#### WHAT THE TASK REQUIRES:
Copy the data below exactly, omitting any picture it contains.

#### INFORMATION SUPPLIED:

========

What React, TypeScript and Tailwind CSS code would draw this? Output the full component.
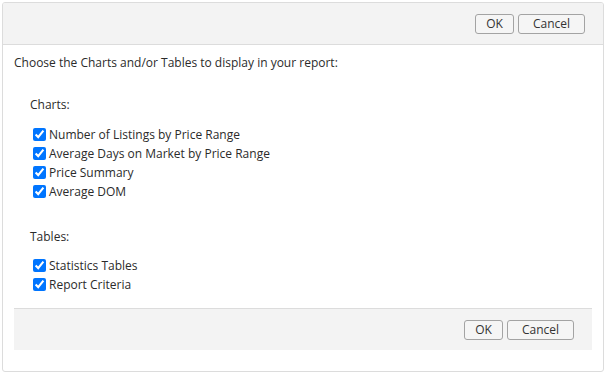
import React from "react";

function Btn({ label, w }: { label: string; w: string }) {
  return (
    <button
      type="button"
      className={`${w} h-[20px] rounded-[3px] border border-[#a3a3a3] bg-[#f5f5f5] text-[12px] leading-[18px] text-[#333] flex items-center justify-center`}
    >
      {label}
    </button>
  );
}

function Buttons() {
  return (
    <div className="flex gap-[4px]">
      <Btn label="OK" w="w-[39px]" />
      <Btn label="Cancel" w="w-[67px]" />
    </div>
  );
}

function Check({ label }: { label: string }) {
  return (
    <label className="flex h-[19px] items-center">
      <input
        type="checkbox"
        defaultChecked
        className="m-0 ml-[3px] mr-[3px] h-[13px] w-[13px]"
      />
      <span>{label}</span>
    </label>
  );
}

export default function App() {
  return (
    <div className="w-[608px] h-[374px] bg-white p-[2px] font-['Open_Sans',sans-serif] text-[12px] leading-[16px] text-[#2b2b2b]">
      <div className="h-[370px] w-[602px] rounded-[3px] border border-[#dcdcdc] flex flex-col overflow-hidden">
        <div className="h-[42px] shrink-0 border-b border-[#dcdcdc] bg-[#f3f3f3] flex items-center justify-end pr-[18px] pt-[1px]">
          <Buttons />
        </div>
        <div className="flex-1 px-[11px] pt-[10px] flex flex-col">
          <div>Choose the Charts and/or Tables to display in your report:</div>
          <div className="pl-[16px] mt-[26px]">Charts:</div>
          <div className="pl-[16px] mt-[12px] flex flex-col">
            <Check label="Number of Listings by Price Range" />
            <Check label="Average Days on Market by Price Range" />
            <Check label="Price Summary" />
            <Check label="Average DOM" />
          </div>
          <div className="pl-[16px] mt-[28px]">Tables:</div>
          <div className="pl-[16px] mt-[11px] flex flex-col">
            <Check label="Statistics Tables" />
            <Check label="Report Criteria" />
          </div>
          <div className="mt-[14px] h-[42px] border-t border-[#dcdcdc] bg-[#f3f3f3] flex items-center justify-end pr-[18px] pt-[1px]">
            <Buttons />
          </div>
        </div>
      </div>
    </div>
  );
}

========

#### FINAL RESULT:
What React, TypeScript and Tailwind CSS code would draw this? Output the full component.
import React from "react";

function Btn({ label, w }: { label: string; w: string }) {
  return (
    <button
      type="button"
      className={`${w} h-[20px] rounded-[3px] border border-[#a3a3a3] bg-[#f5f5f5] text-[12px] leading-[18px] text-[#333] flex items-center justify-center`}
    >
      {label}
    </button>
  );
}

function Buttons() {
  return (
    <div className="flex gap-[4px]">
      <Btn label="OK" w="w-[39px]" />
      <Btn label="Cancel" w="w-[67px]" />
    </div>
  );
}

function Check({ label }: { label: string }) {
  return (
    <label className="flex h-[19px] items-center">
      <input
        type="checkbox"
        defaultChecked
        className="m-0 ml-[3px] mr-[3px] h-[13px] w-[13px]"
      />
      <span>{label}</span>
    </label>
  );
}

export default function App() {
  return (
    <div className="w-[608px] h-[374px] bg-white p-[2px] font-['Open_Sans',sans-serif] text-[12px] leading-[16px] text-[#2b2b2b]">
      <div className="h-[370px] w-[602px] rounded-[3px] border border-[#dcdcdc] flex flex-col overflow-hidden">
        <div className="h-[42px] shrink-0 border-b border-[#dcdcdc] bg-[#f3f3f3] flex items-center justify-end pr-[18px] pt-[1px]">
          <Buttons />
        </div>
        <div className="flex-1 px-[11px] pt-[10px] flex flex-col">
          <div>Choose the Charts and/or Tables to display in your report:</div>
          <div className="pl-[16px] mt-[26px]">Charts:</div>
          <div className="pl-[16px] mt-[12px] flex flex-col">
            <Check label="Number of Listings by Price Range" />
            <Check label="Average Days on Market by Price Range" />
            <Check label="Price Summary" />
            <Check label="Average DOM" />
          </div>
          <div className="pl-[16px] mt-[28px]">Tables:</div>
          <div className="pl-[16px] mt-[11px] flex flex-col">
            <Check label="Statistics Tables" />
            <Check label="Report Criteria" />
          </div>
          <div className="mt-[14px] h-[42px] border-t border-[#dcdcdc] bg-[#f3f3f3] flex items-center justify-end pr-[18px] pt-[1px]">
            <Buttons />
          </div>
        </div>
      </div>
    </div>
  );
}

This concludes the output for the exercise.